Uh, she's also the host of a Netflix documentary by the same name, which I have not watched yet. I haven't either. I just want to do, I want to read everything she writes. She has a cookbook, another cookbook coming out in fall of 2025, which I'm already looking forward to. 

Yeti X-4: Yeah, I'm looking forward to that too. Well, I have a summary of the section related to salt, if you don't mind. So salt affects both the flavor and taste of food. Without salt, food can taste bland and flat. Salt helps unlock the natural flavors of food, and it masks bitterness, balances sweetness, and enhances aromas.

The best way to utilize salt is throughout the cooking process with tasting and adjusting until you get that zing. Seasoning from within [00:03:00] is kind of a coined term that she uses and you do that with the effect of time, temperature, and water. Those are the three elements of salt diffusion.

And to effectively salt your food, adopt the mantra, stir, taste, adjust.

USBAudio1.0-1: Oh, I wrote that down too. I loved that. That was a beautiful summary. Yeah, uh, she jokingly refers to it as pepper sidekick, which is how most of the world views salt. But it has so much that, there's so much more to salt. It is, I mean, arguably after you read this chapter, I already believed this, but I'm sold now. After you read this chapter, you will care about salt so much more.

You will understand salt and how it operates, and everything is richer, sweeter, tastes better, more flavor because of salt. 

Yeti X-5: And you will go and buy New Salt.

USBAudio1.0-1: A hundred new salts. Yeah. 

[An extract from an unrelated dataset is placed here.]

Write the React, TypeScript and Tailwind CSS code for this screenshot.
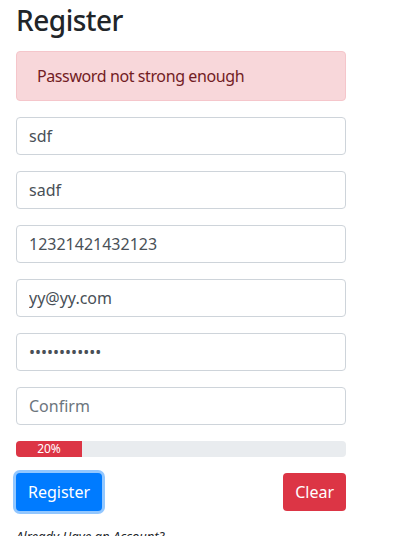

Yeti X-6: So this is actually my second time reading this section of the book and it was really enlightening [00:04:00] to reread and remember some of the things that I thought originally like, oh yeah, that's amazing. I need to incorporate that. And maybe I did incorporate it like once or twice in my cooking, but kind of fell by the wayside or forgot about it.

So it was a super good reminder to salt. Once again, like I said, in the summary throughout the cooking process, salt things early in particular. We talked a little bit about this a couple episodes back where Riley and I shared our cooking journeys. We talked quite a bit about salt in that episode as well, actually.

And one of the things I remember learning from this book that I re learned reading it this time is the idea of salting meat in particular quite early in the cooking process. I actually just watched this really interesting YouTube short where a chef was explaining this idea of salting meat early. And he had this like really thick steak and he put salt on it and waited a couple of minutes and he talked about how, uh, you notice that it actually draws the water [00:05:00] out of the steak.

And you don't want to cook the steak right then because that water itself has like its own heating point that's different from the meat. So if you wait longer, the meat will actually like reabsorb that water with the salt and it's that reabsorption that makes the meat so tender and juicy as a byproduct of salting it early.

So, salting ahead of time, game changer, particularly if you're a meat eater, um, eating any type of meat, but I think in particular, expensive cuts of meat, like taking the time to learn how early should I salt this beforehand, and that's going to be a big game changer for your cooking.

USBAudio1.0-1: Yep. And she breaks this down beautifully in the book.

There's, there's charts that tell you what is your ingredient? When do you salt it? And that kind of thing.

There's some great charts in the book that really help break this down for you as reference guides to know when to salt something as much as three days in advance to two weeks in advance to 20 minutes beforehand. One of the things that I [00:06:00] really, that really struck me is the idea of how fast it dissolves.

Yeah. And how, like, you just sometimes need to give something a little bit more time so that the salt actually dissolves and flavors your food. I've definitely made this mistake and ultimately over salted. So every salt dissolves at a different rate based on if it's a rock salt, based on if it's table salt, based on um, because the granules are all such different sizes. Um, and so depending on what you use it can take a really long time for your salt to dissolve which means that flavor is not permeating your entire dish yet.

And so salt and time are highly highly intertwined. I've definitely made this mistake before. And, so I just loved reading it and kind of, honestly, I feel like a lot of the things I read, if you are a home cook, actively cooking, you're, you're, you know, I would say like maybe a little bit more advanced, you're cooking a lot, you kind of get to know these things when you're cooking.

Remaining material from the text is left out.